The sisters are still reeling from the deaths of their parents in an automobile accident and don’t communicate anymore. Shayna is trying to settle the details of the estate when she flies to Paris to identify her sister’s body. But when she reaches Angela’s apartment, she finds a coded message: Alive. Trust no one.
With that in mind, Shayna identifies the corpse even though she knows it’s not her sister. Valentin, the French police officer, is reluctant to answer her many questions. He does tell her that the police are pursuing a serial killer whose method of killing matches the victim Shayna identified, and that many of his victims appear to be twins.

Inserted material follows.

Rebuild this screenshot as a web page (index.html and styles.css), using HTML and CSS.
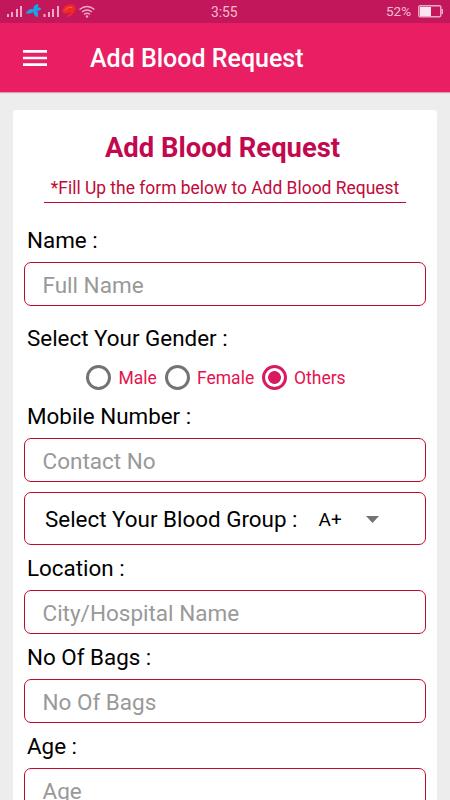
FILE: index.html
```html
<!DOCTYPE html>
<html lang="en">
<head>
<meta charset="utf-8">
<title>Add Blood Request</title>
<link rel="stylesheet" href="styles.css">
</head>
<body>
<header class="status">
  <svg class="signals" width="90" height="23" viewBox="0 0 90 23">
    <g fill="#efa9c6">
      <path d="M7 14h2v3H7zM11 12h2v5h-2zM16 9h2v8h-2zM20 6h2v11h-2z"/>
      <path d="M43.500 14h2v3h-2zM48 12h2v5h-2zM52 9h2v8h-2zM57 6h2v11h-2z"/>
    </g>
    <g fill="#18a4e8">
      <path d="M26 13.500c1-4 5-5.500 9-4-2 3.500-5 4.500-9 4z"/>
      <path d="M33.500 9.500c-.5-3 1.500-5 4.500-5.500 1 3-1 5-4.500 5.500z"/>
      <path d="M34.500 9.500c2-2.500 5-2.500 7-.5-2 2-5 2.500-7 .5z"/>
      <path d="M33.500 9c4 1 5.500 4.500 4 8.500-3.500-1.500-5-5-4-8.500z"/>
    </g>
    <path d="M62.500 12c0-5 4-8 9-7.500 4.500.5 5 5 2.500 8-2 3-5.500 4.500-8 4.500 1-1.500 4.500-3 5-5.500-3 2-5.500 3-8.500.5z" fill="#f12a25"/>
    <path d="M65 10.500c2-3 4.500-3.500 7-3" fill="none" stroke="#ff6a4a"/>
    <g fill="none" stroke="#efa9c6" stroke-width="1.400">
      <path d="M79.500 9.500q7.500-6 15 0"/>
      <path d="M82 12q5-4 10 0M84 14.500q3-2.500 6 0"/>
    </g>
    <circle cx="87" cy="16.500" r="1.200" fill="#efa9c6"/>
  </svg>
  <span class="clock">3:55</span>
  <span class="percent">52%</span>
  <svg class="battery" width="26" height="13" viewBox="0 0 26 13">
    <rect x=".8" y=".8" width="22" height="11" rx="1.500" fill="none" stroke="#efa9c6" stroke-width="1.500"/>
    <path d="M2 2h11v9H2z" fill="#fbe6ef"/>
    <path d="M23.500 4H25v5h-1.500z" fill="#efa9c6"/>
  </svg>
</header>
<nav class="toolbar">
  <svg class="menu" width="24" height="16" viewBox="0 0 24 16"><path d="M0 0h24v2.700H0zM0 6.700h24v2.600H0zM0 13.300h24V16H0z" fill="#fff"/></svg>
  <span class="toolbar-title">Add Blood Request</span>
</nav>
<main class="card">
  <h1 class="title">Add Blood Request</h1>
  <p class="subtitle"><span>*Fill Up the form below to Add Blood Request</span></p>
  <label class="label first" for="name">Name :</label>
  <input class="field" id="name" placeholder="Full Name">
  <div class="label gender">Select Your Gender :</div>
  <div class="radios">
    <span class="radio"><i class="dot"></i><span class="t-male">Male</span></span>
    <span class="radio"><i class="dot"></i><span class="t-female">Female</span></span>
    <span class="radio"><i class="dot on"></i><span class="t-others">Others</span></span>
  </div>
  <label class="label" for="mobile">Mobile Number :</label>
  <input class="field" id="mobile" placeholder="Contact No">
  <div class="group">
    <span class="group-label">Select Your Blood Group :</span>
    <span class="group-value">A+</span>
    <svg class="caret" width="13" height="7" viewBox="0 0 13 7"><path d="M0 0h13L6.500 7z" fill="#737373"/></svg>
  </div>
  <label class="label tall" for="location">Location :</label>
  <input class="field" id="location" placeholder="City/Hospital Name">
  <label class="label tall" for="bags">No Of Bags :</label>
  <input class="field" id="bags" placeholder="No Of Bags">
  <label class="label tall" for="age">Age :</label>
  <input class="field" id="age" placeholder="Age">
</main>
</body>
</html>
```
FILE: styles.css
```css
* { box-sizing: border-box; }
body {
  margin: 0;
  height: 800px;
  overflow: hidden;
  background: #ededed;
  color: #000;
  font-family: Roboto, "Liberation Sans", sans-serif;
}
.status {
  display: flex;
  align-items: center;
  height: 23px;
  background: #c2185b;
  color: #f3bdd3;
  font-size: 13.8px;
}
.signals { overflow: visible; }
.clock { margin-left: 121px; width: 28px; white-space: nowrap; }
.percent { margin: -1px 0 0 147px; width: 27px; font-size: 13.5px; }
.battery { margin-left: 5px; }
.toolbar {
  display: flex;
  align-items: center;
  height: 69px;
  padding: 0 23px;
  background: #e91e63;
  box-shadow: 0 1px 1px #d9a0b3;
  color: #fff;
}
.toolbar-title {
  margin: 2px 0 0 43px;
  font-size: 25px;
  font-weight: 500;
  white-space: nowrap;
}
.card {
  width: 424px;
  height: 720px;
  margin: 18px 0 0 13px;
  padding: 0 11px;
  border-radius: 3px 3px 0 0;
  background: #fff;
}
.title {
  margin: 0;
  padding: 21px 5px 0 0;
  height: 64px;
  color: #c2094f;
  font-size: 27.4px;
  line-height: 34px;
  font-weight: 700;
  text-align: center;
  white-space: nowrap;
}
.subtitle {
  display: flex;
  justify-content: center;
  width: 362px;
  height: 29px;
  margin: 0 auto;
  border-bottom: 1px solid #bd0737;
  color: #c00a37;
  font-size: 17.45px;
  line-height: 28px;
  white-space: nowrap;
}
.label {
  display: block;
  height: 44px;
  padding-left: 3px;
  font-size: 22.4px;
  line-height: 45px;
  white-space: nowrap;
}
.first { margin-top: 15px; }
.gender { margin-top: 11px; line-height: 43px; }
.tall { height: 45px; line-height: 47px; }
.field {
  display: block;
  width: 402px;
  height: 44px;
  padding: 2px 18px 0 17.5px;
  border: 1px solid #bd0b2c;
  border-radius: 7px;
  background: #fff;
  font: 22.5px Roboto, sans-serif;
  outline: 0;
}
.field::placeholder { color: #999; opacity: 1; }
.radios {
  display: flex;
  height: 33px;
  padding-left: 62px;
  color: #e5124d;
  font-size: 17.5px;
}
.radio { display: flex; align-items: center; gap: 7.5px; white-space: nowrap; }
.t-male { width: 46px; }
.t-female { width: 64.5px; }
.dot {
  width: 25px;
  height: 25px;
  border: 3px solid #737373;
  border-radius: 50%;
}
.dot.on {
  border-color: #d81b60;
  background: radial-gradient(circle, #d81b60 6px, transparent 6.8px);
}
.group {
  display: flex;
  align-items: center;
  height: 53px;
  margin-top: 10px;
  padding: 1px 0 0 20px;
  border: 1px solid #bd0b2c;
  border-radius: 7px;
  white-space: nowrap;
}
.group-label { width: 273.5px; font-size: 22.4px; }
.group-value { width: 47px; padding-top: 1px; font-size: 19px; }
```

Valentin says Angela is implicated in the disappearance of another woman, too.
Shayna tries to retrace Angela’s final days. Sebastien Bronn, who says he was Angela’s boyfriend, tries to help, but Angela never mentioned him, and Shayna follows her sister’s advice. She doesn’t trust him.

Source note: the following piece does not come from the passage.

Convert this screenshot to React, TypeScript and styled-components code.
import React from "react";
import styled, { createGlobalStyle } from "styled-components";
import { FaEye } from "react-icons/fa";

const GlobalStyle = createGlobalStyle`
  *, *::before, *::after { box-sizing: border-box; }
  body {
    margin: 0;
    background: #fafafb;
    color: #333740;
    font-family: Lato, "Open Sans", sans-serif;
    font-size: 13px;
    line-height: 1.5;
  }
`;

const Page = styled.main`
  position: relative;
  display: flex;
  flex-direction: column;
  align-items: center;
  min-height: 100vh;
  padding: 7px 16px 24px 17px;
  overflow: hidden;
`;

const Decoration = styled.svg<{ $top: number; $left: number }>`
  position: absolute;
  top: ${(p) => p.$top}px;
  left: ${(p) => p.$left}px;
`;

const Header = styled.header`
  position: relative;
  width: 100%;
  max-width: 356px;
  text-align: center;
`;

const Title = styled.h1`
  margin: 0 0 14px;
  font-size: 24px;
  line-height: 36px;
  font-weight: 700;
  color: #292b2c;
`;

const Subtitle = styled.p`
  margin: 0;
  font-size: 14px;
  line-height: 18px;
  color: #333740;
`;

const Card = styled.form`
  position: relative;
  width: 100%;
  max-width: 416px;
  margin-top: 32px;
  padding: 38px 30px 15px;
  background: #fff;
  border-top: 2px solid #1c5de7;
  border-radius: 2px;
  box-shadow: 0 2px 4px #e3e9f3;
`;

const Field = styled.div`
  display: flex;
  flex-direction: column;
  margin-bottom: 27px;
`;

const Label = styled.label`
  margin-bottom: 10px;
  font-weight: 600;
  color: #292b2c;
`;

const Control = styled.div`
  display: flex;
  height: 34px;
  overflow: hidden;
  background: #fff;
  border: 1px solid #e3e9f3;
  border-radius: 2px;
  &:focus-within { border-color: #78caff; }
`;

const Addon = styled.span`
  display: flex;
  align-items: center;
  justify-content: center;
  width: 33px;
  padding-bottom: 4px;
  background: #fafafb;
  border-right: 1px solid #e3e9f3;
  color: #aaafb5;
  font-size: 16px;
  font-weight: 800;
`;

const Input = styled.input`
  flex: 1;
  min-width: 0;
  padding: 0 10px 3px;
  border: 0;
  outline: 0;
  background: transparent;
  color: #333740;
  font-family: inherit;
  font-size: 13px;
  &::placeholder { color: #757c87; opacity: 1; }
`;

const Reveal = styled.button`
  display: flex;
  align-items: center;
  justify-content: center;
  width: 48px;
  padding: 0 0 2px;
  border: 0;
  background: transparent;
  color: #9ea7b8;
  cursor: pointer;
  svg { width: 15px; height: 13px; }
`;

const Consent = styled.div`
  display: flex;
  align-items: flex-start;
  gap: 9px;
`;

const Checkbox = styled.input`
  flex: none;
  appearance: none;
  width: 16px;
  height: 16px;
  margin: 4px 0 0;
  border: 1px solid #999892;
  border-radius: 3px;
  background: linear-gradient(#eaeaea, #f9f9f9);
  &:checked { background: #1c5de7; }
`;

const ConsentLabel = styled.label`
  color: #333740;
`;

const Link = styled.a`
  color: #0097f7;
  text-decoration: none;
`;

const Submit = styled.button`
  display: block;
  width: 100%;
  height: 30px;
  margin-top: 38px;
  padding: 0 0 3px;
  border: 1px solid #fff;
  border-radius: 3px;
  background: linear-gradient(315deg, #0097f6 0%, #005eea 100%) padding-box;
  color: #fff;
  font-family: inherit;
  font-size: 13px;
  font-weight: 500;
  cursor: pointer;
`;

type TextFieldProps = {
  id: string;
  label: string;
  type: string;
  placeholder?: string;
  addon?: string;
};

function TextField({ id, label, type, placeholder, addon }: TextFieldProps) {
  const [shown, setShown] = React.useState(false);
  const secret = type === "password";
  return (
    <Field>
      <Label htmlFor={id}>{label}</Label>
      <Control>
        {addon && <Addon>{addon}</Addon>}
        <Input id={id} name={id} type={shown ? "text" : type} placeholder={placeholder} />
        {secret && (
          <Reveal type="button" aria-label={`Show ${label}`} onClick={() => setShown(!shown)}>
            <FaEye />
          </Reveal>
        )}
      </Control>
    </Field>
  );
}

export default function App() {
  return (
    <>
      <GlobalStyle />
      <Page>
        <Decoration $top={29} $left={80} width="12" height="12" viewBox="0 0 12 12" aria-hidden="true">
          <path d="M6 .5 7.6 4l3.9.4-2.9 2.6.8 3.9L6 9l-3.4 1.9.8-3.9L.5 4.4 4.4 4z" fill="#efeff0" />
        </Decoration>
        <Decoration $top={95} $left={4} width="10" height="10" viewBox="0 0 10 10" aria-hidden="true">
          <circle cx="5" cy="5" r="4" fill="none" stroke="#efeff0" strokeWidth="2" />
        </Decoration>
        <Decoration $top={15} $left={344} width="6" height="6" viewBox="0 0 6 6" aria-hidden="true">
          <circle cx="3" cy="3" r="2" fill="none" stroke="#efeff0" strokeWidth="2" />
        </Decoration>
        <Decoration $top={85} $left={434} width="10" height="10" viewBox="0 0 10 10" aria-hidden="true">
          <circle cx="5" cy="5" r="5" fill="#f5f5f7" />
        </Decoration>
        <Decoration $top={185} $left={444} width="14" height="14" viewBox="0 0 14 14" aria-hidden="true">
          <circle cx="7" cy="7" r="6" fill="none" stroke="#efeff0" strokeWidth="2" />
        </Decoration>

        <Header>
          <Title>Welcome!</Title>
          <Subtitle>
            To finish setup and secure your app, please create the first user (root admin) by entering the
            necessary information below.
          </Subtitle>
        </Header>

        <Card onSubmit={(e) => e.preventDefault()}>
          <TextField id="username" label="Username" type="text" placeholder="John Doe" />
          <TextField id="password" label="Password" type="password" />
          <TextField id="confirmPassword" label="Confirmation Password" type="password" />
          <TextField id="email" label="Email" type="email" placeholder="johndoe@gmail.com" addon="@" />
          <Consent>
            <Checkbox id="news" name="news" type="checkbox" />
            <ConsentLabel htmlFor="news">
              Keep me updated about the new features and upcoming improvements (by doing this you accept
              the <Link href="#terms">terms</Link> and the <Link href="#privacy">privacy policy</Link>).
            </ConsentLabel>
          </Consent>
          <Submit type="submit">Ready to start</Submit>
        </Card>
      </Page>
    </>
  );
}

She doesn’t trust Jean-Luc, Angela’s upstairs neighbor who works at the embassy, either. Angela has been exploring the Paris Catacombs for her graduate work, but nobody knows why. Shayna is claustrophobic, so investigating underground terrifies her, but she knows she needs to do it. She learns that the catacombs were used by the Nazis, and are still used for human trafficking. Then her cellphone is stolen, and she loses much of the data she has been gathering.
The big break in her investigation comes when she tours an old brothel that Angela apparently visited, and one of the participants mistakes her for her dead sister. She is forced to drink absinthe and goes through a terrifying ordeal that may be real or merely a hallucination brought on by the liquor. But her experience connects Angela’s coded messages with both the brothel and the catacombs.
Shayna is intelligent, but completely out of her element here, and while she gains a great deal of information, some of it by blind luck, she can’t put it together. This is both a strength and a weakness of the book. The plot is complex and eventually satisfying, but Shayna’s role becomes more passive than active, and she cedes control of the action for the last third of the book.
The claustrophobic catacombs, Shayna’s inability to speak French, the loss of her phone, and her sister’s warning to trust no one create a claustrophobic and paranoid novel. It may remind readers of the 1960s film Charade, with Cary Grant and Audrey Hepburn, where nobody can trust anyone.
It’s hard to discuss the ending without revealing several spoilers, but the eventual villain reveals himself and explains everything in one of those “Since I’m going to kill you anyway, let me show you how brilliant I am and how I did all this” scenes that never quite works. Shayna puts herself and a companion in danger and is basically saved by the cavalry, too. It’s logical, but somewhat of a letdown.
The characters are well-drawn and complex, and Marr’s prose offers some surprising twists that make the book a good read. She shows enough talent and ability to overcome her freshman weaknesses with more experience.